Jakarta Composite Index was down sharply by 11.80% on foreign fund outflow. Indonesia’s consumer confidence declined to 127.2 in January 2025 from December’s eight month high of 127.7, retreating for the first time in three months amid weakening purchasing power. Most of the six sub-indices deteriorated: the country’s current economic conditions (down 2.5 points to 113.5), job availability compared to six months ago (down 4.5 points to 107.7), and income expectations for current income (down 1.3 points to 122.6). On the other hand, sub-indices improved for economic outlook (up 1.3 points to 140.8) and income expectations for the next six months (up 1.5 points to 144.8).
The Philippines PSE Index gained 2.31%. The Central Bank of the Philippines unexpectedly kept its benchmark interest rate at 5.75% during its February 2025 policy meeting, following three consecutive periods of rate cuts and defying market expectations of a 5.5% rate. The annual inflation rate in the Philippines stood at 2.9% in January 2025, unchanged from the previous month and exceeding market expectations of 2.7%. Inflation expectations for 2025 were adjusted upward to 3.5% from the previous forecast of 3.4%, while the 2026 forecast remained unchanged at 3.7%.
Vietnam’s VN-Index gained 3.19%. The National Assembly approved the Lao Cai – Hanoi – Hai Phong railway project with a total investment of USD8.4bn. Its main route will cover 391km and pass through 9 provinces and cities including Lao Cai, Yen Bai, Phu Tho, Vinh Phuc, Hanoi, Bac Ninh, Hung Yen, Hai Duong and Hai Phong. The project is expected to be completed by 2030 and potentially boosting GDP growth by 0.16 percentage points per year for the duration of the project.
Market optimism over the election of Donald Trump as the new US President on expectations that his policies would be positive for the US sparked a recalibration of macro variables and asset allocation decision. However, as a result of concern about the potential impact of his tariff policies, US inflation and interest rate outlook turned less dovish and USD strengthened.
In 2024 and, to a lesser degree so far this year, resilient US economic data and the prospect of US rate cuts, albeit subject to uncertainty in the light of Trump’s tariff policies, as well as developments in the semiconductor and AI space, have boosted the US tech sector and pushed the US stock market higher, breaching new historical highs. This is despite the US market’s already elevated valuation and continuing geo-political tensions. During his Presidential election campaign, Donald Trump had pitched that he would bring about a quick cessation to the Russia-Ukraine war should he be elected. Any adverse change in the US economic growth trajectory and its consequent effect on corporate earnings would have significant impact on the market. Escalation of geo-political conflicts and tensions could also have major adverse impact on the markets. Since his inauguration as US President, Trump has made moves in seeking to bring about a cessation of the conflict in Ukraine. It remains to be seen if and when this will come about, and how it would change the geo-political situation in Europe and elsewhere. An end to the Ukraine conflict would be positive for the equity markets.
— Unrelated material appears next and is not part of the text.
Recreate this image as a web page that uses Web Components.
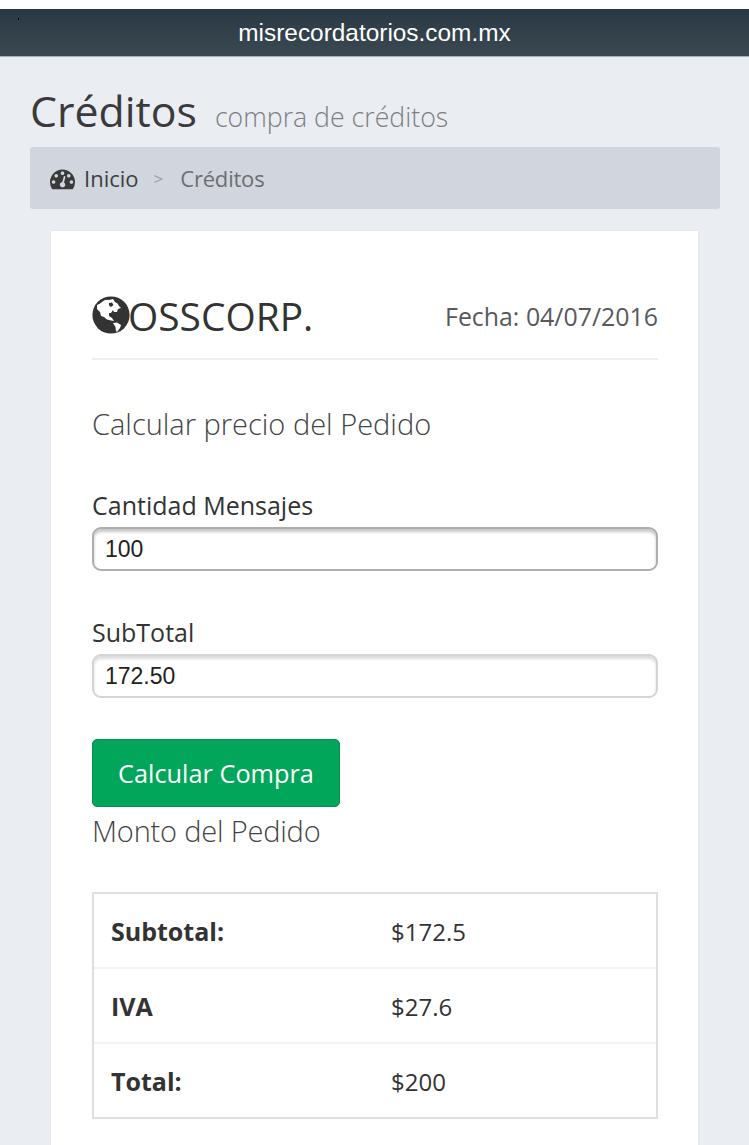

We are watchful of geo-political developments as well as policy directions in the major economies, in particular US under a Trump Administration and in China. US economic, labour market and inflation data and interest rate policy responses will affect market sentiments and liquidity. Despite it being Trump’s second Presidency, the market will have to be prepared for policy changes that are unexpected and unconventional as one could expect from an untested maverick. Since his installation as US President in January, Trump is wasting no time in implementing his tariff policies. His broad and unconventional use of tariff policies can have major and wide reaching impact on both the US and many other countries. It will heighten volatility across markets and weigh on sentiment.
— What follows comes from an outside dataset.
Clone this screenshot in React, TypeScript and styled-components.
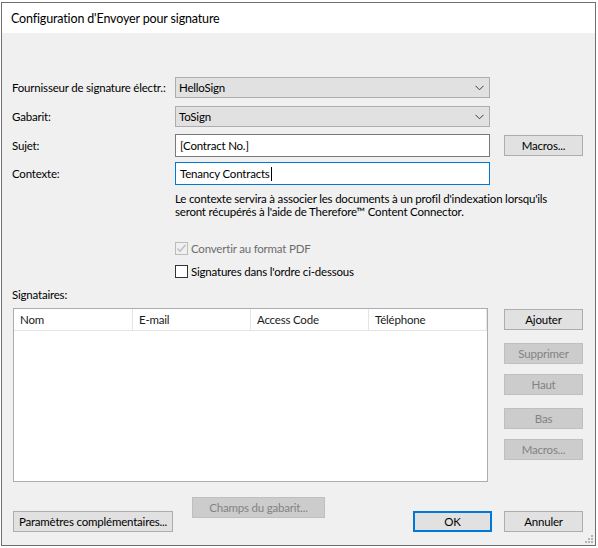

In Asia, the focus is on the pace of China’s economic recovery which has been weaker than expected. The Chinese property sector continues to face severe challenges, and any sign of stabilization and growth will have positive catalyst for China’s economy and risk assets. The Chinese government continues to bring forth various measures to help the economy. In further moves to address the economic situation, the Chinese government announced in September a slew of monetary, fiscal and policy measures to stimulate investment and consumption, enhance liquidity and restore confidence in the property and financial markets. The Chinese government remains constructive on policies to spur economic activities to achieve economic growth target. While the move has boosted market sentiments, the longer- term effectiveness remains to be seen and will be closely watched. It may take time for the initiative to bear fruits. Market observers believe that more stimulus measures could be expected down the road.
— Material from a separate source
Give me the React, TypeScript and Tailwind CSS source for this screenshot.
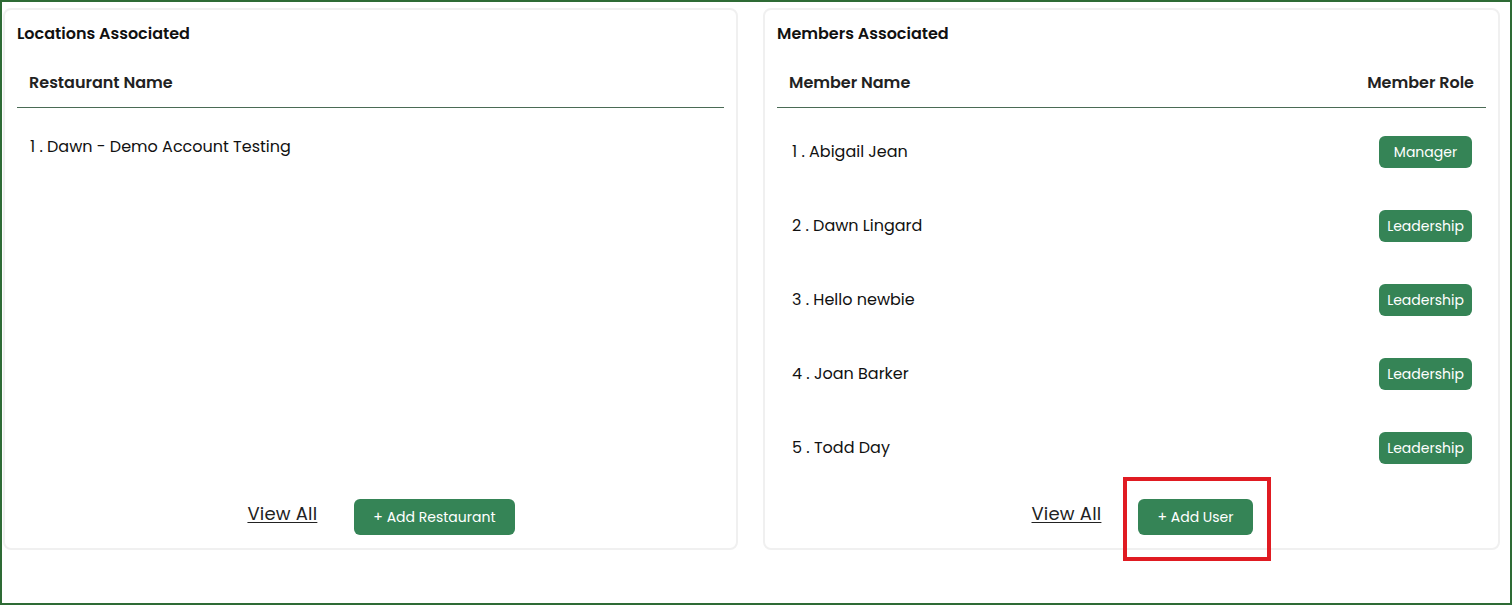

While interest rates have started to be eased, there remains headwind for risk assets, including the impact of the still high interest rate on business and economic activities, uncertainties in the US policies post the US Presidential election, the historically high market valuations in the US, the continuing geo-political tension in Europe, Middle East and in East Asia, and the still slower than expected economic growth in China. However, in the investment space we are in, we believe there is room for cautious optimism. After years of prolonged sell down, China equities are under-owned and their favourable valuation offer potential upside, particularly following the recent rounds of significant policy change initiatives.
We continue to apply our strategy of focusing on identifying fundamentally healthy companies with low valuations, low leverage, high growth, robust management and a strong track record, and adherence to our investment philosophy of “Never Fully Invest at All Times” which has served us well over the years.
We thank you once again for your continued faith in us, and hope to remain good stewards in our endeavour to protect and grow your capital.
This article is solely for information purposes. It is not intended as an offer or solicitation for the purchase or sale of any financial instrument, investment product or service. The information contained herein does not have any regard to the specific investment objectives, financial situation or particular needs of any person. Investors may wish to seek advice from a financial advisor before making any investment decision. Past performance is not indicative of future results. An investment is subject to investment risks, including the possible loss of the principal amount invested.